Posted: Tuesday, March 8, 2022. 6:13 pm CST.
By Benjamin Flowers: Several ministries and departments within the Government of Belize and the Food and Agriculture Organization of the United Nations (FAO) are officially launching a project entitled, “Enhancing adaptation planning and increasing climate resilience in the coastal zone and fisheries sector of Belize”.
The 18-month project, which is valued at US $600,000, is being done with funds from the Green Climate Fund (GCF). The project is geared towards increasing the resilience of the coastal zone and fisheries sectors of Belize to climate change impacts, such as rising sea levels, rising water temperatures, and coastline erosion, as well as increased frequency and intensity of thunderstorms.
Entities involved in the project include The Ministry of Economic Development and Investment, The Ministry of Blue Economy and Civil Aviation, The Belize Fisheries Department, The Coastal Zone Management Authority & Institute, and The National Meteorological Service of Belize
The project’s aims include the improvement of the data and information systems related to climate change, development, strengthening adaptation planning governance and institutional coordination, and providing evidence-based adaptation solutions for maximum impacts in Belize, as well as increasing adaptation financing.
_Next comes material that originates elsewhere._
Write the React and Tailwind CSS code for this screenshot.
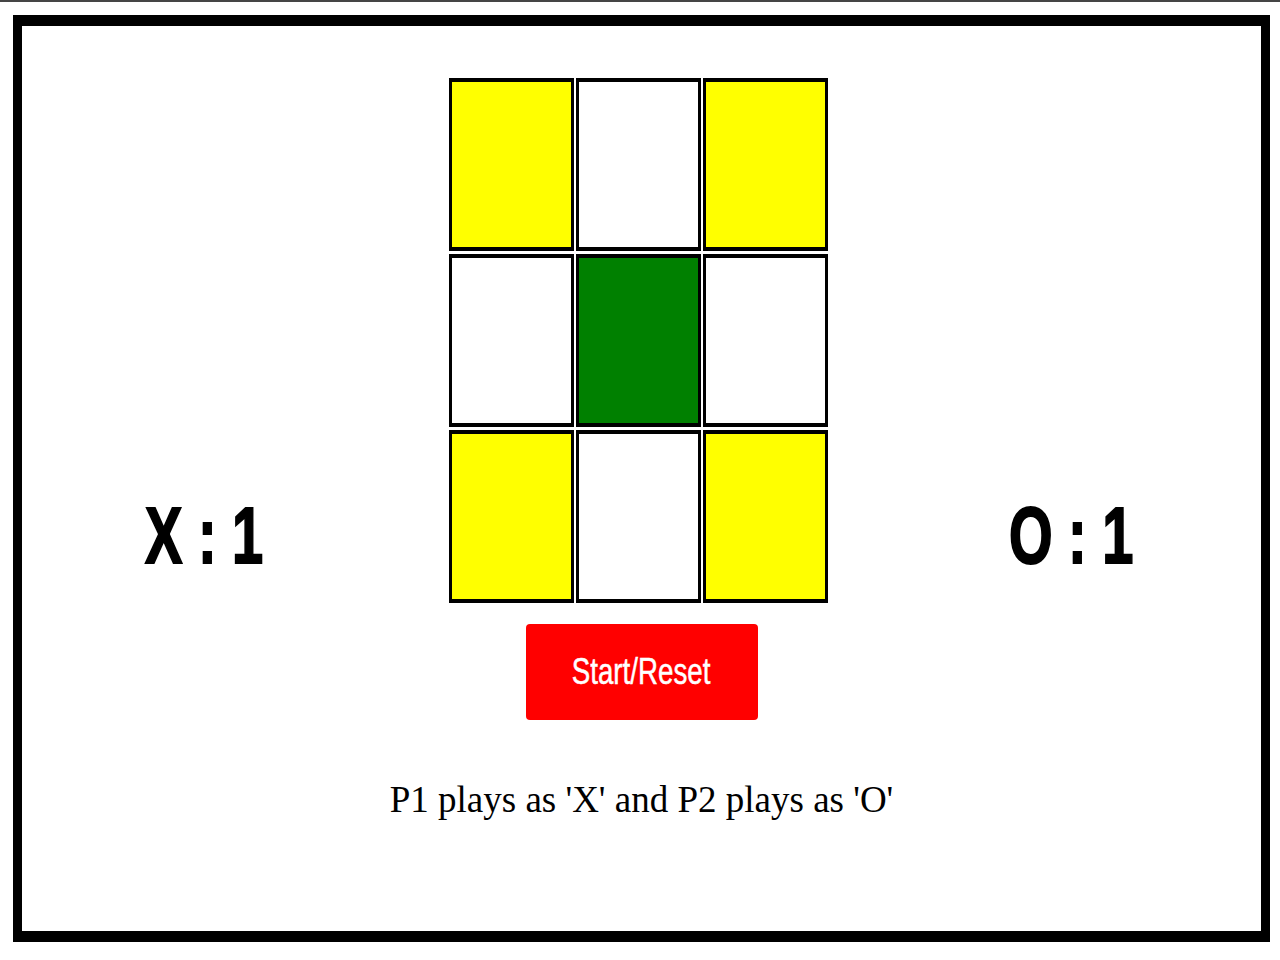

The activities will include 2 forums, 10 training sessions/workshops, and 19 consultations with overall participation and training of 401 people. The project will target the equal participation of women in all events to ensure gender inclusion and equal consideration of the interests of both men and women.
The outputs take into consideration gender aspects and seek to include Non-Governmental Organizations, Civil Society Organizations, the private sector and at least two indigenous groups from Belize to ensure a robust adaptation planning process for the fisheries and coastal zone sectors.
The Chief Executive Officer for the Coastal Zone Management Authority and Institute, Chantalle Samuels said, “This readiness project is very timely for Belize’s coastal zone and fisheries sector. The interventions under the project will undoubtedly build on ongoing national efforts and set the stage to further strengthen institutional governance, and enhance the resilience and adaptive capacity of our coastal ecosystems and communities to better respond to the impacts of climate change”.
Meanwhile, Crispim Moreira, the FAO Representative in Jamaica, The Bahamas, and Belize, stated that the FAO understands the benefit to the Belizean Coastal and Fisheries sector and the impact value it will have on the lives of Belizean people.
In a joint release issued today by GOB and the FAO, the parties noted that the fishing industry is a major part of the Belizean society, which supports over 2,500 registered fishers and their families, and provides a source of protein for local consumption and exportation to foreign markets.
“In 2010 the fishing industry generated $21.6 million USD, with the exportation of the three main marine products lobster, conch and finfish. Rising sea level will adversely impact on fish habitat including wetlands, coral reefs and sea grasses where fish spawn, breed, feed and or grow to maturity,” the joint statement said.